Recharging

I've been thinking a lot about the concept of recharging lately.  With most pieces of technology we use them to a certain point before they become unreliable.  The time it takes to recharge the battery grows longer and the time it takes for it to discharge when using it gets shorter with age.  I've been thinking about life and considering the human body as a machine - a biological one at that but still it shares many characteristics of a machine.  I've spoken about ageing before on this blog and how the decline in our health seems to happen quite rapidly.  Everything works perfectly for a while until one little problem, after that more and more arise until the sum of all those problems becomes significant enough to impact our lifestyles.

I've been wondering about mortality, and whether like technology, if there is an optimum performance level that degrades over time with the age of the technology.  To give an example, the older your iPod or your laptop becomes, the lower your expectations become as to its peak performance.  When you first purchase it you expect everything to work perfectly, but when you've had it ten years your expectations aren't so high.  You start to care less about it doing everything it once did and start to focus on the one thing you want it to do most of all and hope that it at least does that.

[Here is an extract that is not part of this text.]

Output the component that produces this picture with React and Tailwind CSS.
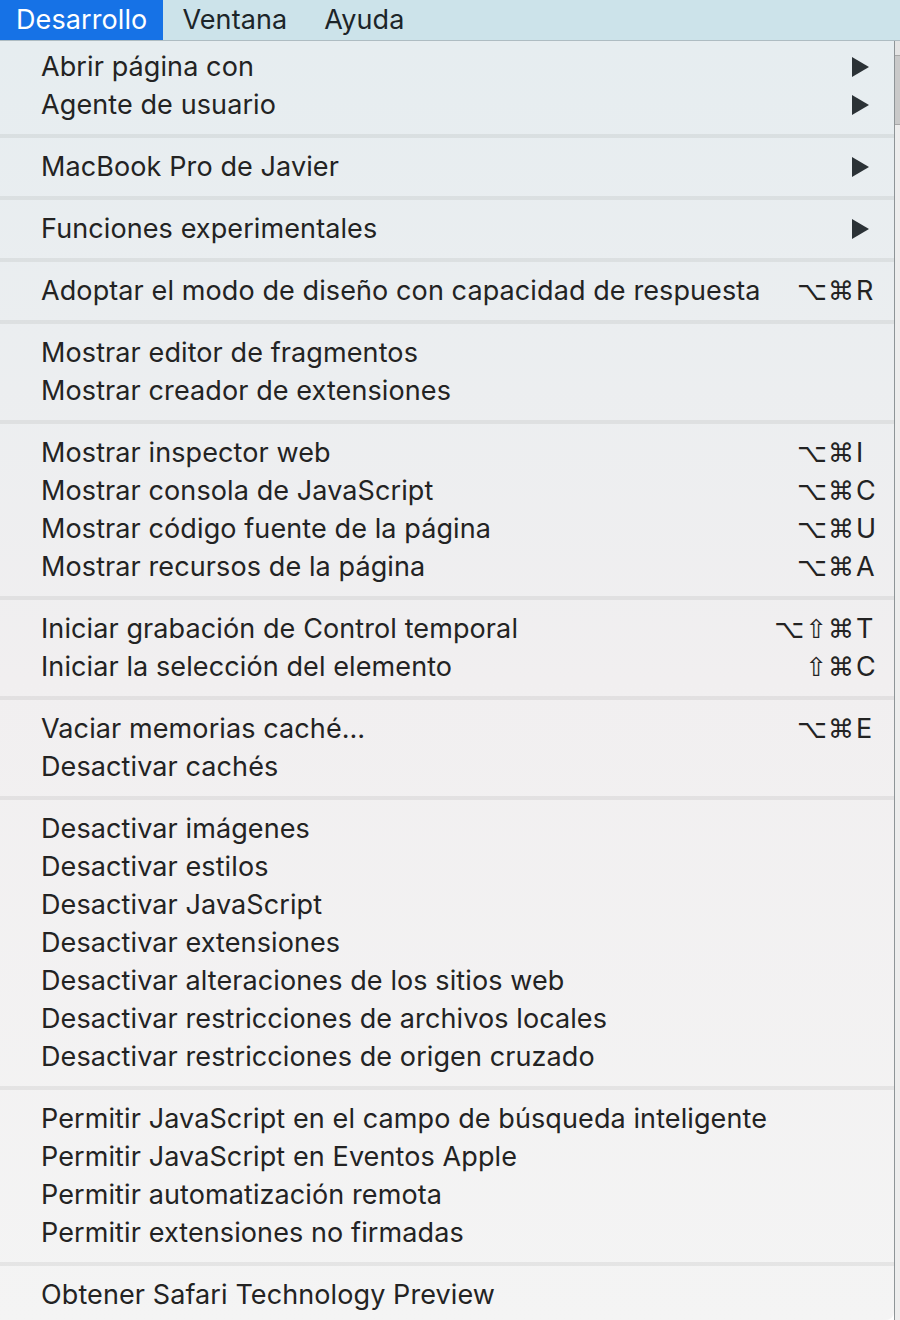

There are those that argue that you can be perfectly healthy at any age, but I would argue against that.  The human body is comprised of its constituent parts none of which are still like new unless you were literally born yesterday.  The body regenerates to an extent but the cells it replaces are not replaced with brand new cells in their factory state but rather with cells that are also aged.  That's counter-intuitive but unfortunately that's how the body works.

So if nothing will ever return to its like-new state, then it's reasonable to assert that the peak performance you can expect is whatever is optimum from the age of the body.  That leads us to the question, is it actually true to say that we should "act our age" or is whatever your body is capable of inherently the true and accurate depiction of your age?  To put it bluntly, if you can still physically do something, is it fair to say that's age-appropriate?  If you are thirty, forty, fifty, sixty etc, and you want to breakdance, or free run, or base jump, and you are capable of doing so, should you still do it just because you can, or do we really have to subscribe to the adage "just because you could doesn't mean you should" and all it entails?

Do you have to come to a natural point of acceptance where you acknowledge the limits of your own physicality and mental dexterity and limit what you do in accordance?  Is it an inevitability of life that your battery will run out more quickly with age and you will need to recharge more often or simply do less if you want to at least remain somewhate functional?